--- Source data ---

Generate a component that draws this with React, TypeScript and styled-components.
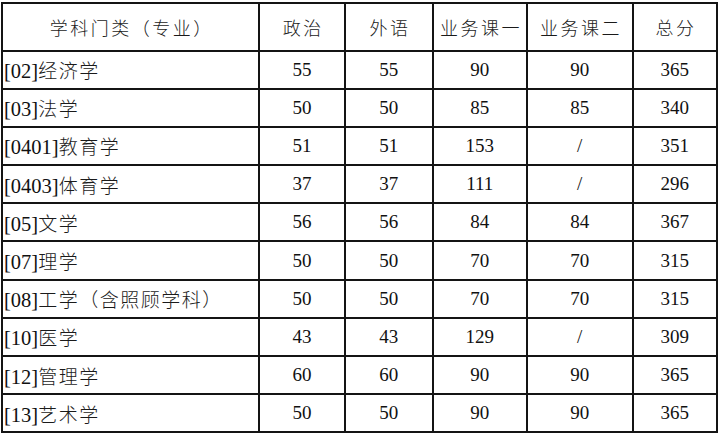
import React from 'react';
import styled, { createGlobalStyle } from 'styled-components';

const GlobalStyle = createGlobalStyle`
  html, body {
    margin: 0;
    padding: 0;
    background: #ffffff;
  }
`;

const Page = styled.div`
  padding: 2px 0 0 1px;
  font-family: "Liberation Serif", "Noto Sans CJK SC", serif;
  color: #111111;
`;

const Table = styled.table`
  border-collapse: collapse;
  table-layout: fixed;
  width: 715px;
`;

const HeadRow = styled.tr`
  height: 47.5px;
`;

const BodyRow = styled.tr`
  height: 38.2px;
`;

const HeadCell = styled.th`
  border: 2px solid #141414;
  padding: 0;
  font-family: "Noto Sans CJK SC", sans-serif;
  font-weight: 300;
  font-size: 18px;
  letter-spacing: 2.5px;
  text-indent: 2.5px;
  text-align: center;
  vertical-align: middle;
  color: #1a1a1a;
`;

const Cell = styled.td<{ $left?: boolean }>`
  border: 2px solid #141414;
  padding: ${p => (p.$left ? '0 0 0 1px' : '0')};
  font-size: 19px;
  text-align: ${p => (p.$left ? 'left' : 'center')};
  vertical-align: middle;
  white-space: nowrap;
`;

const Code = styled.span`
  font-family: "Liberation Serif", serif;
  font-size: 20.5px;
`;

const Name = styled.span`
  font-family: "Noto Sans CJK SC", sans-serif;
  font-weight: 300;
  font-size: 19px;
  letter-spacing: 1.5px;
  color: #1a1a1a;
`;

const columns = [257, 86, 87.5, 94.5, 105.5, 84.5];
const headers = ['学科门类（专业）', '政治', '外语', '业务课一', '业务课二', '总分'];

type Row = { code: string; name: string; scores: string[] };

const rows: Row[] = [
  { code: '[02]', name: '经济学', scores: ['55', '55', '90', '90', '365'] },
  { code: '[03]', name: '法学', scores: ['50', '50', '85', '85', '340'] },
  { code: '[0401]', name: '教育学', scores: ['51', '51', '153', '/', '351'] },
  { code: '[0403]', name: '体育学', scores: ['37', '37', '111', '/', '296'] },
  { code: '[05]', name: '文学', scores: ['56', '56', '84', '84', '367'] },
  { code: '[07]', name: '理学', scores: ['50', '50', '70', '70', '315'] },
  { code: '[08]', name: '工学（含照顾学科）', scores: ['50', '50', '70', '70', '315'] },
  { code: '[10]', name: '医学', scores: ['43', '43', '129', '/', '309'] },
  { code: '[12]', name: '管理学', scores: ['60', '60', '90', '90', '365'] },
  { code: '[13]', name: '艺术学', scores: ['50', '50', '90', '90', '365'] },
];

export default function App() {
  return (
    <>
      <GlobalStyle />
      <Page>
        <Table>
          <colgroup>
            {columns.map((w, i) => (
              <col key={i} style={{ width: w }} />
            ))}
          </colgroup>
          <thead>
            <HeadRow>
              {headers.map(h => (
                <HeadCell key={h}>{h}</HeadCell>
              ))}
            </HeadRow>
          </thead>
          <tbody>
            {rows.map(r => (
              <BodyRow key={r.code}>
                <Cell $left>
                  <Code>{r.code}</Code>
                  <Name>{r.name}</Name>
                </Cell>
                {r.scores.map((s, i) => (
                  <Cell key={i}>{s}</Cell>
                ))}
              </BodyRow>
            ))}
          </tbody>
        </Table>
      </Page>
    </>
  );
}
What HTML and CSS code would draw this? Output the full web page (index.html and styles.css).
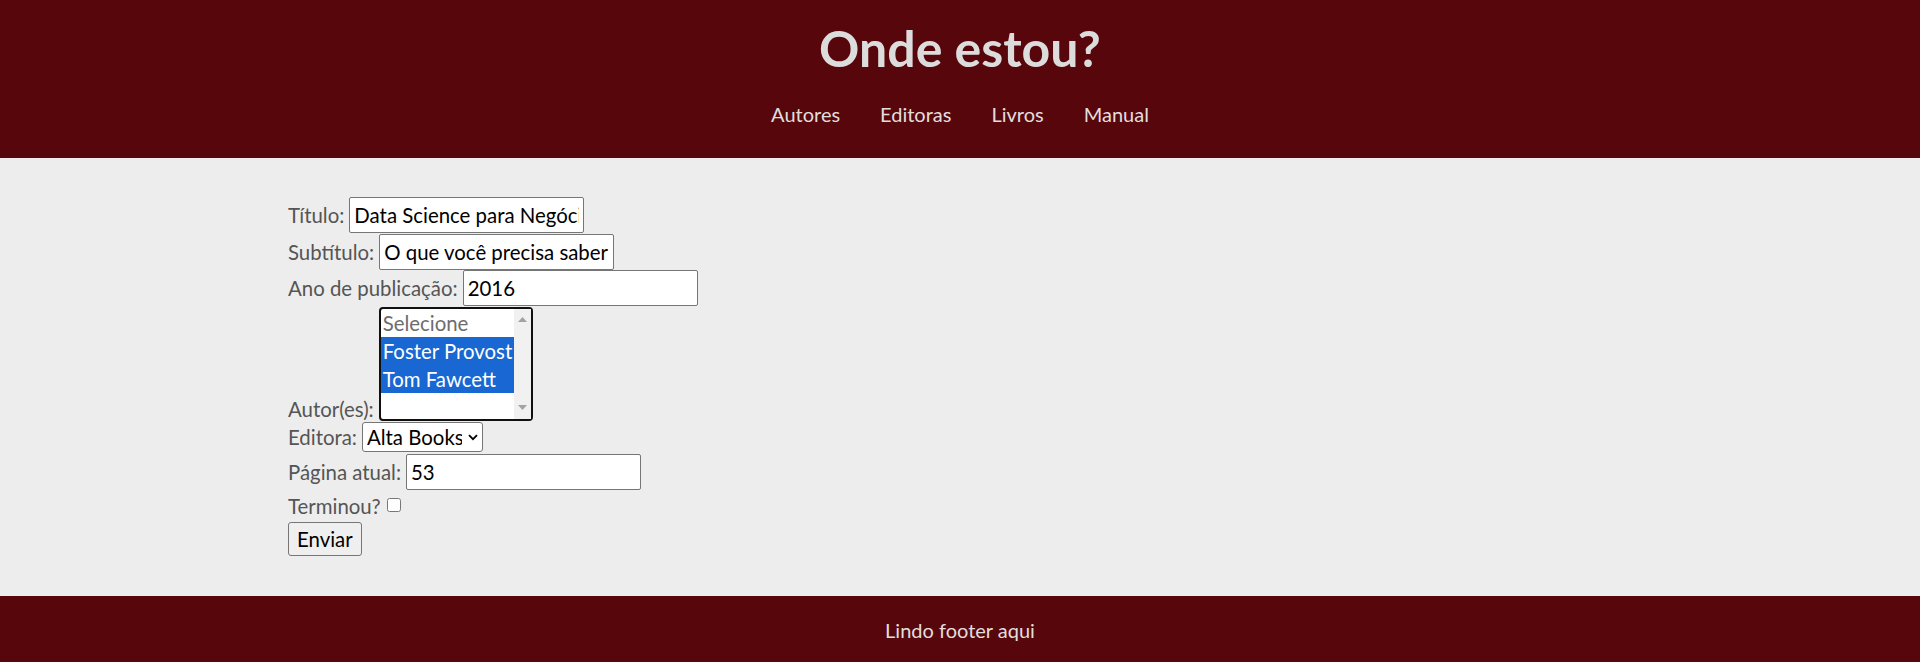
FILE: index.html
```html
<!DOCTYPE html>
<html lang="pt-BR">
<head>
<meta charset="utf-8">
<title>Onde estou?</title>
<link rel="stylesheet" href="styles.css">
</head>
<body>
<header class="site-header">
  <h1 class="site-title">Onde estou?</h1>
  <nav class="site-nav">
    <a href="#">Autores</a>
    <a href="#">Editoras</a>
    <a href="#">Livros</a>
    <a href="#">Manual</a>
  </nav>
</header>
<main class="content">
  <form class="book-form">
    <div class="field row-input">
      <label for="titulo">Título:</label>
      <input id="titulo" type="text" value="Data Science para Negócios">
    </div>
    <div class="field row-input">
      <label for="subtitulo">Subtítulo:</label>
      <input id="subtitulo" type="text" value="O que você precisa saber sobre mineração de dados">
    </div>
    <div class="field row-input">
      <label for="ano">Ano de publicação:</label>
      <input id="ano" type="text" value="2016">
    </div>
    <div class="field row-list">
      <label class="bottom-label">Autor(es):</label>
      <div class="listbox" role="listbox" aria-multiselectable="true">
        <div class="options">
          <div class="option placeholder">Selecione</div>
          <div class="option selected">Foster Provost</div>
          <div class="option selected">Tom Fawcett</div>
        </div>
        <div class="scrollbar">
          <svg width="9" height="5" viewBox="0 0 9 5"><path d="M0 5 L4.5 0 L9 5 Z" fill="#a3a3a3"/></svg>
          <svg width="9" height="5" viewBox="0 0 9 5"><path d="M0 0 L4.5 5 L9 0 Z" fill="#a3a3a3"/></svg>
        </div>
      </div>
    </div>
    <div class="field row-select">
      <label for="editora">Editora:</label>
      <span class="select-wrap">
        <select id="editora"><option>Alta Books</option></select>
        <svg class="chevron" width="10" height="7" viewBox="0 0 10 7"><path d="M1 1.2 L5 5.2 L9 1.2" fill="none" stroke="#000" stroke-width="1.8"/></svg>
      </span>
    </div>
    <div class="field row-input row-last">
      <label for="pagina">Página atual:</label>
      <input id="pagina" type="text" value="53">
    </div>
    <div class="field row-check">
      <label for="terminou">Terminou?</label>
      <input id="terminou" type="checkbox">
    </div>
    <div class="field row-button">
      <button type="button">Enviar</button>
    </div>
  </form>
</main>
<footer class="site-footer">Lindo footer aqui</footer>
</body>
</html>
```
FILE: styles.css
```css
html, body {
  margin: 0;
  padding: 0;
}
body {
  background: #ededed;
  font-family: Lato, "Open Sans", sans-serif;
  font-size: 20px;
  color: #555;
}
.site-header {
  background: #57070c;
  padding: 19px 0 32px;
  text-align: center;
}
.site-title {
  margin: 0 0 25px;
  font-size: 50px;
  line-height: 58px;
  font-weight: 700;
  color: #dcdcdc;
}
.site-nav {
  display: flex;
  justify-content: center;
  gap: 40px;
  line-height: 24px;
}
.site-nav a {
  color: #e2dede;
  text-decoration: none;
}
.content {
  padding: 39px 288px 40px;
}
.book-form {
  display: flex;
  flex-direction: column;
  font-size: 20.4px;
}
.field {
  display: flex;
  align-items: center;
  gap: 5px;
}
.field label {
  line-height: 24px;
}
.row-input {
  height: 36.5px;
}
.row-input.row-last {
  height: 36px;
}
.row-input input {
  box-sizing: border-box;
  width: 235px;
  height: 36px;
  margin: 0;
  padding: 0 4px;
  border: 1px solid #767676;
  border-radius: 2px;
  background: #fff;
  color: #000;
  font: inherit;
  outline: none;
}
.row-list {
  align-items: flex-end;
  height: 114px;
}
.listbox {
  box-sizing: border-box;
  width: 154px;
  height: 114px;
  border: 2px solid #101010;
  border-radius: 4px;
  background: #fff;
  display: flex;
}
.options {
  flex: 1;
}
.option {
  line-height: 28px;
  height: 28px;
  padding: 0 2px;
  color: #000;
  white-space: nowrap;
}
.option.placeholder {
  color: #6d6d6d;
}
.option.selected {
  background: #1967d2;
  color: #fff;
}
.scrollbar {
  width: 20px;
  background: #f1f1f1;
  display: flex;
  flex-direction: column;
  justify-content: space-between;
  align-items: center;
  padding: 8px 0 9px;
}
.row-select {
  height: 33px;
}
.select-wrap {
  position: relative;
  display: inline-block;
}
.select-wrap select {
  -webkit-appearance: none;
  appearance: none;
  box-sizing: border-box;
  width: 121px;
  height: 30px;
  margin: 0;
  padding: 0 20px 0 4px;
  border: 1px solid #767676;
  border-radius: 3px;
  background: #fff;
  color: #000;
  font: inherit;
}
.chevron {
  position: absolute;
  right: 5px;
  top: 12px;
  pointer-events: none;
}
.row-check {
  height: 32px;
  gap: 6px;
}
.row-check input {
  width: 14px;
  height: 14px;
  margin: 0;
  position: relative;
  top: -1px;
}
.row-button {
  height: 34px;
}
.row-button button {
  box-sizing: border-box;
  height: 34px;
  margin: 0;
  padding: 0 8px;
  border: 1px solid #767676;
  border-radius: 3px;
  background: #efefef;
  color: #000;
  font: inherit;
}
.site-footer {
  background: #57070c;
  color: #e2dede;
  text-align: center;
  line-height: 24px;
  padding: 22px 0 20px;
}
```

---

## [Exercise objective]
Locate the word "styles" in the records and collect each line it appears in.

## [Solution]
What HTML and CSS code would draw this? Output the full web page (index.html and styles.css).
<link rel="stylesheet" href="styles.css">
FILE: styles.css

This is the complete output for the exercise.